Professor Weaver’s teaching and research interests cover oil and gas law, energy law and policy, international petroleum, and environmental and natural resources law. She has lectured on topics in international petroleum transactions in Africa (Uganda, Namibia, and Luanda), Kazakhstan (as a Fulbright scholar), Lisbon, China, and Bangkok.
“I had no real choice of classes,” she said. “I worked until 5 p.m., came to law school at 6 p.m., headed back home at 9, ate some dinner – and did it all over again the next day. It was hardly a traditional approach to law school. My perspective was ‘this is not my main job or my career.’”
Like many other alumni, the teaching legacies of Irene M. Rosenberg and Yale L. Rosenberg made a profound impact on Weaver's legal education.
“My favorite class without a doubt was Irene Rosenberg's criminal law class,” Weaver said. “She was so dynamic. She did a big-picture view while also providing the nuts and bolts of what criminal law was all about. It was just fascinating.
“My second-favorite professor was her husband, Yale Rosenberg. That speaks very much to the Law Center’s quest in the 1970s to hire from outside – to try and lure top people from other schools to be more of a national law school. In that regard, it has succeeded thoroughly and tremendously well.”
Weaver said she had a love of teaching from her experiences as a teaching associate at UCLA and as a lecturer at the University of St. Thomas. But it would not become the staple of her professional life until her first son appeared on the scene.
“Having your first-born is an amazingly huge experience,” Weaver said. “At the time, Exxon had zero ability to help professional women who had children. Unfortunately, Simon Frank, the adjunct who had taught me oil and gas law, died about two weeks before the fall semester in 1976. The law school, knowing that I worked at Exxon and assuming I knew huge amounts of Texas oil and gas law, called and asked if I could teach the class. Being nine-and-a-half months pregnant, I said no.

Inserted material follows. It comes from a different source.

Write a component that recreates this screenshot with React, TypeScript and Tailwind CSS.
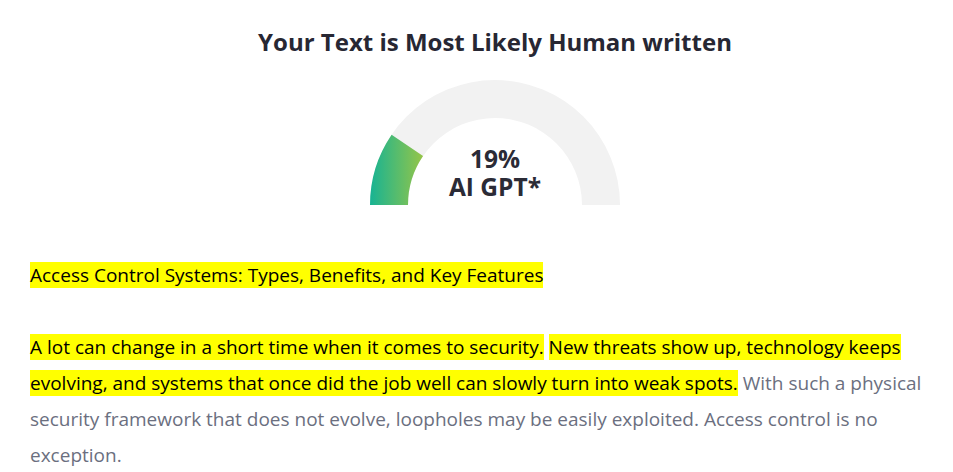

But I remembered the phone call.
“I realized it wasn't going to work out at Exxon, where travel was required to climb up the management ranks. It was just too hard to be a dual-career couple with zero institutional support. I called the school back and said that if they still needed someone to teach oil and gas, I would be glad to teach it. I just fell into it – complete serendipity. I fell into a career that couldn't have been better personally and professionally than any career I had thought about before.”
Weaver has taught in many countries of the world – Angola, Australia, Brazil, China, India, Kazakhstan, Mexico, Namibia, Portugal and Uganda – always taking time to see the country and visit with students and faculty. She has also advised several governments on best practices to implement in regulatory frameworks for oil and gas development. She was instrumental in starting up the LL.M. program in energy, environment and natural resources at the Law Center, which has attracted many students from all continents to Houston to study oil and gas and related topics. In her view, these international students enrich the experience of J.D. students who can learn much about the legal and social cultures in Africa, Asia and South America. Weaver said she believes they help make Houston the vibrant city that it is.
Weaver has written articles on offshore safety after the Macondo disaster in the Gulf of Mexico, energy markets, sustainable development in the international petroleum industry, comparative unitization laws, energy policy, and traditional oil and gas law topics. She worked as an economist in the Corporate Planning Department of Exxon Co. USA before joining the University of Houston Law Center.
A frequently published scholar, Weaver is best known for her treatise, “Texas Law of Oil and Gas” which she updates annually, and the new 2020 edition of “International Petroleum Law and Transactions” for which she authored chapters on key sustainable development issues, including ESG accounting, oil spills and offshore safety, the future of the industry in a carbon-constrained world, and the foundational background to the international oil and gas industry, including its main players and how to assess geological risk and measure reserves under conditions of uncertainty.
Weaver semi-retired from the Law Center in 2016 when she was the A.A. White Professor of Law, but continued to develop and teach a new multi-disciplinary course titled “Promoting Sustainable Oil and Gas Projects: ESG Frameworks” for two years. She remains active as a scholar and event speaker. As the Law Center enters its 75th year, she sees the institution as well-equipped for the dramatic changes on the horizon for the energy industry.
“The Law Center has so much potential to do even more, especially being in Houston,” Weaver said. “Houston can still be the energy capital of the world in the future, leading in green hydrogen production, offshore wind, carbon sequestration, low-carbon oil and gas, and innovative new energy technologies – if the right policy frameworks and environmental life-cycle analyses are done.”